What to work on: Look through the lines of the material and count those containing "table". Give that count alone.

Stored records:
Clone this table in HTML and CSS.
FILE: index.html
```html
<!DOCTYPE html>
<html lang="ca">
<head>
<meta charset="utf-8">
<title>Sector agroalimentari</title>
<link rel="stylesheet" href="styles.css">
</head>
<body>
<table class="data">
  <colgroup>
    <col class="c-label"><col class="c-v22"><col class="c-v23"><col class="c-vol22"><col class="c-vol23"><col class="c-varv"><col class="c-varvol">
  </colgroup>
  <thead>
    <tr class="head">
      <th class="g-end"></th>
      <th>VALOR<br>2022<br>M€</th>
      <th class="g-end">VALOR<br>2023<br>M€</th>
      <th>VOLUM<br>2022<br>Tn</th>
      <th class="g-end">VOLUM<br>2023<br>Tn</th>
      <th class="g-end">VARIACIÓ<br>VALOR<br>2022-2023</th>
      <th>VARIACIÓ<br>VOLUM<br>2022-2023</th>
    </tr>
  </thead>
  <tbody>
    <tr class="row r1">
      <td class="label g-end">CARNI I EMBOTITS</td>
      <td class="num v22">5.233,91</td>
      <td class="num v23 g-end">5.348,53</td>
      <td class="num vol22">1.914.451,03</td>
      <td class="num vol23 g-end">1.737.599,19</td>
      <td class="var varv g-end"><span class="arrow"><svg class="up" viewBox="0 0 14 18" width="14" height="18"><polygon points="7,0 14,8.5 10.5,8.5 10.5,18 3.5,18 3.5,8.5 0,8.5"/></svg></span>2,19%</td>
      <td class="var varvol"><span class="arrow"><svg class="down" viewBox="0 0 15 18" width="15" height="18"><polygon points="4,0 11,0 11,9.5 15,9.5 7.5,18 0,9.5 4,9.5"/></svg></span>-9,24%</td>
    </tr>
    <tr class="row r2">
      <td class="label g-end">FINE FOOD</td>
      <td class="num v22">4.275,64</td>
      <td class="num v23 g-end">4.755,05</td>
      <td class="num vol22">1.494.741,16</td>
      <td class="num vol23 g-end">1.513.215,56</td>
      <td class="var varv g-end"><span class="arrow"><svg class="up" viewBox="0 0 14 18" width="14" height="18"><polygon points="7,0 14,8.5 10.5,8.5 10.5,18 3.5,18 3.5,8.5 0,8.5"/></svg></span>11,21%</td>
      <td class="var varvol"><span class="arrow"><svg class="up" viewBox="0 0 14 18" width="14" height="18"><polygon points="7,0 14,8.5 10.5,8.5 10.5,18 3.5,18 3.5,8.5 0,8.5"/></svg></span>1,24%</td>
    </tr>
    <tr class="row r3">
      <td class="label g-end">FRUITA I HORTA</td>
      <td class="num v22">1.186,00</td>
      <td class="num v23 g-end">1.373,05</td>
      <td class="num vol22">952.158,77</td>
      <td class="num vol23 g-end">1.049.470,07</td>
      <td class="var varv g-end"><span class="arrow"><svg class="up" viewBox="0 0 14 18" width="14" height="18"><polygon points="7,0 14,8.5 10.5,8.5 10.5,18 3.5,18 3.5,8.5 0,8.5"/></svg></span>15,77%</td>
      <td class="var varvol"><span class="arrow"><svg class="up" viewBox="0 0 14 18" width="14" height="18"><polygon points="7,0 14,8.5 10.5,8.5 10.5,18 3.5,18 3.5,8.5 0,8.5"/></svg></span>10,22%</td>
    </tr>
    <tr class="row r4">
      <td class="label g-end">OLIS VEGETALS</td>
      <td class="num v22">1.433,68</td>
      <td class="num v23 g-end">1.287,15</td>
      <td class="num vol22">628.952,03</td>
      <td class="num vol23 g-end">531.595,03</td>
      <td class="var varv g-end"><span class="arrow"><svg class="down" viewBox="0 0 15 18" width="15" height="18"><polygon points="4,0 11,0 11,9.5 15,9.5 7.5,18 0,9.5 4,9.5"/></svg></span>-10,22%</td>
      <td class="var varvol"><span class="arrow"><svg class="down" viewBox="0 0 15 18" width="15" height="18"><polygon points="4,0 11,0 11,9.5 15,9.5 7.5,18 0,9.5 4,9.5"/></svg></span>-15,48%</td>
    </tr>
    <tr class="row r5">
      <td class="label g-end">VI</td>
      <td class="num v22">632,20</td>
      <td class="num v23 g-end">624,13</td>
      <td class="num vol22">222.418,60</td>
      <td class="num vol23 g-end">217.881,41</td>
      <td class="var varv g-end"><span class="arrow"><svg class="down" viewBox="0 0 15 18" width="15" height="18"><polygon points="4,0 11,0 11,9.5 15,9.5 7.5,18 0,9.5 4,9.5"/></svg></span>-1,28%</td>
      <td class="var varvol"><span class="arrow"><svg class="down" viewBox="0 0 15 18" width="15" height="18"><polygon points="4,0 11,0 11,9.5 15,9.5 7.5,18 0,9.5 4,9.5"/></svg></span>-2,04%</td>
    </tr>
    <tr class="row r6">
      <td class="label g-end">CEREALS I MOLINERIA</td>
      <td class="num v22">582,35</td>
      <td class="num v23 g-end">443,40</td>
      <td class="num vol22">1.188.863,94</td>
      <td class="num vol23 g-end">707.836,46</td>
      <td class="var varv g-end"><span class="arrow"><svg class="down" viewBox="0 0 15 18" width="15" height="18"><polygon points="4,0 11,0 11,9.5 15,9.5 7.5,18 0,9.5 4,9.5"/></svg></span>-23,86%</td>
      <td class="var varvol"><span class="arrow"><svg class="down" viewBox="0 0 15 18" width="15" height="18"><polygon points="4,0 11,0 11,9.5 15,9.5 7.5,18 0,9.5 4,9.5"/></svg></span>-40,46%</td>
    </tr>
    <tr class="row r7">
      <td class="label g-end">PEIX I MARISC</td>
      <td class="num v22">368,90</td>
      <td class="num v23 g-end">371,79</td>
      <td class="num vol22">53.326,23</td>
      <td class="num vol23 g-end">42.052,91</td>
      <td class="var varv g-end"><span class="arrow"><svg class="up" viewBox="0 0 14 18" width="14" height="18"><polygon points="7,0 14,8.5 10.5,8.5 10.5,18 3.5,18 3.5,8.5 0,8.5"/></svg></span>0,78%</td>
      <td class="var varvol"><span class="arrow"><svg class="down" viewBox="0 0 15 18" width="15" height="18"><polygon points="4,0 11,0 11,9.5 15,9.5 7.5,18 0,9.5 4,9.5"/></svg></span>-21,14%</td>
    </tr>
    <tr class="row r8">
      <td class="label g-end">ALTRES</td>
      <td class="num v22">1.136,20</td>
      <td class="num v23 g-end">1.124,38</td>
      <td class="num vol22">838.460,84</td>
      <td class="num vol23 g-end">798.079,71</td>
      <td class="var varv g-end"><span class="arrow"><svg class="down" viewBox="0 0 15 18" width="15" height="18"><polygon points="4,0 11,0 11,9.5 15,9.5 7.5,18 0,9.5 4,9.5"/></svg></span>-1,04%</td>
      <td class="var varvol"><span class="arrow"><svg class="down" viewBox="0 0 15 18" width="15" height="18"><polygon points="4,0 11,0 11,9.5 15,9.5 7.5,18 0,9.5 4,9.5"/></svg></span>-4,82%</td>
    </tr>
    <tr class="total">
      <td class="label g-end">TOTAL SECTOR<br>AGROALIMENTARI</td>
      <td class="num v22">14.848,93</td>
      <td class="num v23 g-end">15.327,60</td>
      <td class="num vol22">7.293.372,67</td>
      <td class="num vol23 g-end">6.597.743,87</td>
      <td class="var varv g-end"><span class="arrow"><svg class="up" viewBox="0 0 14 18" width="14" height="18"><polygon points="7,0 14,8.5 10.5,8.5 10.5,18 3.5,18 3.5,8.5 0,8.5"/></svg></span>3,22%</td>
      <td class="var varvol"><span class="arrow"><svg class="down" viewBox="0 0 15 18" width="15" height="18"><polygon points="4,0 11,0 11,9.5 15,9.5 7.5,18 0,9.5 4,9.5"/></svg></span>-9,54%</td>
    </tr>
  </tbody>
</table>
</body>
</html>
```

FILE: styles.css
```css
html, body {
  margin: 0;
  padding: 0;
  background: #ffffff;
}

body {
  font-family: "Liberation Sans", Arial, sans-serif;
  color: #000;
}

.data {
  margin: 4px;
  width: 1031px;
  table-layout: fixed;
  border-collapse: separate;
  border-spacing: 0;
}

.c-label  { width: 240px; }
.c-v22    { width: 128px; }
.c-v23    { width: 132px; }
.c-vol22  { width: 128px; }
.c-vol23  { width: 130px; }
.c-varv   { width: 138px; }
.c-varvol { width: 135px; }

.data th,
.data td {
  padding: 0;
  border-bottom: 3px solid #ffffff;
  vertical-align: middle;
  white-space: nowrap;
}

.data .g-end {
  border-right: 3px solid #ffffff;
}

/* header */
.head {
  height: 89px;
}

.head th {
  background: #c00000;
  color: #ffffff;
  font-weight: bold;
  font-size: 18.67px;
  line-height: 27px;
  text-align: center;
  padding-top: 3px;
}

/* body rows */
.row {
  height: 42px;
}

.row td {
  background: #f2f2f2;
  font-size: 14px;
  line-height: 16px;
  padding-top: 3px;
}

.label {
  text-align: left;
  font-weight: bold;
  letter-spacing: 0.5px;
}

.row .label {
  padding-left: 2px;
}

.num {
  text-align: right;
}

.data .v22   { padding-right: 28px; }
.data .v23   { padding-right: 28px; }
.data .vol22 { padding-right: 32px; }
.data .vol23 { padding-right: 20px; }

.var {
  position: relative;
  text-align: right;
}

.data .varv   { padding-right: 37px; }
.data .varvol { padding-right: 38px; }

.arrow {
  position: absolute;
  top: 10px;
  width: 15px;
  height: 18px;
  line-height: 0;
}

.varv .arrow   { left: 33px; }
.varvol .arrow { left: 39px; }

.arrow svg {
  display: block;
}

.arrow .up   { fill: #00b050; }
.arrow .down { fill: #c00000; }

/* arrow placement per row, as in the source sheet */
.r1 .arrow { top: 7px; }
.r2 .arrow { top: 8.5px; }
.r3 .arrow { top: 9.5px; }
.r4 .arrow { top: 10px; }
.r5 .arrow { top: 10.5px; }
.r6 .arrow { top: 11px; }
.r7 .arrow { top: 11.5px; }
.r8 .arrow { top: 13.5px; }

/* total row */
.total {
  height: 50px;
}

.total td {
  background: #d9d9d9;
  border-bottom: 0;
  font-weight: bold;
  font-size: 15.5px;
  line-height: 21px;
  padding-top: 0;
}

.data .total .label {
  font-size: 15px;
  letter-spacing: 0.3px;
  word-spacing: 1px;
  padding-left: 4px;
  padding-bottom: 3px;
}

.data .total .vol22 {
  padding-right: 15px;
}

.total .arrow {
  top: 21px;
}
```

* * *

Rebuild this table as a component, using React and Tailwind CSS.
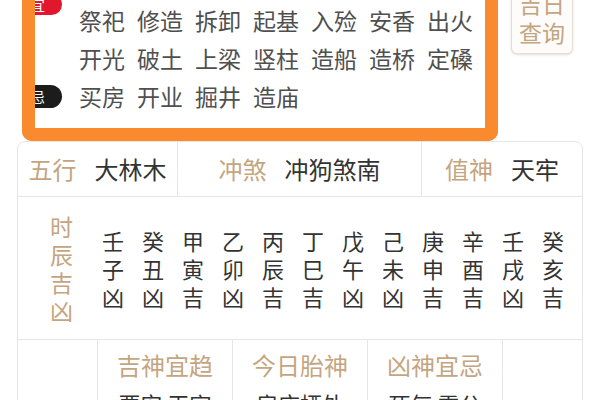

* * *

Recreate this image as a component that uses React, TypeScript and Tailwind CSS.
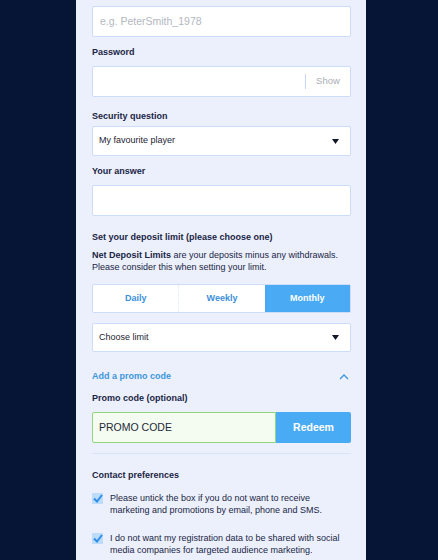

Final result: 5